There has been a battle cry in my heart lately. Christian, worship is so much more than your singing. Contrary to what you may hear in common Christian language, worship is more than music.
The realization that worship is more than singing has been something that has shaped and formed my praise of God like nothing else. It has been foundational to the development of my doxology, and has helped guide me in practically applying my developed beliefs.
The Bible says that worship is something we can do “in spirit and in truth.” (John 4:23-24) Worship is ascribing glory to God’s name. (1 Chronicles 16) In Romans 12:1-2, the Bible says that by offering our bodies to God as living sacrifices, we are worshipping God. Certainly, we can do this with singing and music. We use parts of our bodies to sing. Our mouths. Our vocal chords. Our diaphragms… whatever that is. But, to “offer our bodies as a living sacrifice” is so much more.
Christian, worship is so much more than your singing.
I think, if pressed, many Christians would agree that worship more than singing. The Bible calls all of life worship.
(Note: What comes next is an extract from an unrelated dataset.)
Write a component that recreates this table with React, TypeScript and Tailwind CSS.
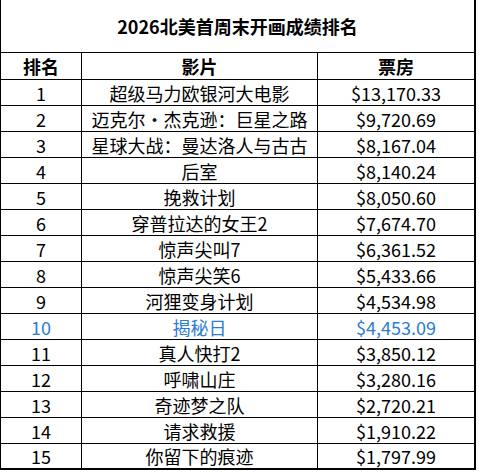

While there are many scriptures that marry worship and song, musical worship is a very small (though vital) part of living a worshipful life. God’s glory is too great to be contained to a single vein of praise.
When we view our entire lives as worship to God, our reverence of worship should become more serious. I worship him in my work, in my study, and in my obedience to His word. I worship God in my practice and in my patience. I worship Him when I love my neighbor and when I pray for my enemies.
The Bible says that we are to do everything as unto the Lord (Colossians 3:23) and the language we use should reflect exactly what we mean. By calling the songs we sing “worship,” and the men and women who lead us in those songs “worship leaders,” we are unintentionally diminishing the idea of what worship is and ought to be. Our language must be more precise, in order to keep from inadvertently muddying the waters of understanding; not just for ourselves, but for those who come after us. This isn’t nit-picky, so much as it is incredibly practical.
Don’t get me wrong. I know the phraseology is common. I am dating a man whose official title is “Worship Pastor.” I also know, when broken down, that title is slightly misleading. While he is a music and band leader, he is also a discipler and a stage designer.
He is talented, gifted, and exemplary in all that he does. But he cannot lead me in living out a lifestyle of worship. It’s impractical to believe that he could. His hand is not in my pockets as I worship God with my tithing. He isn’t over my shoulder as I study God’s word late at night, or when I’m in bed giving God thanks for another morning. He isn’t master of my heart.
My music pastor can encourage me in worship. He can direct the focus of my worship within the confines of a music set, and within the boundaries of our relationship. He leads as an example of worship, but, he doesn’t lead me. By God’s grace, I have been given the personal responsibility to train my worship on the One Who is worthy.
Christian, worship is so much more than your singing. There is more than music involved in living a worshipful life to a worship-worthy God. More than I can fit into one already lengthy post. Which is why I’m breaking this topic up into a short mini series.
Friends. Your heart may not echo the cry of mine in this regard, but I challenge you to be willing to allow the truth of God’s word to change that. Consider this: as you dive into God’s word this week, pay special attention to the use of the word “worship” and the actions worship is associated with.
You may be surprised, but I promise you won’t be disappointed.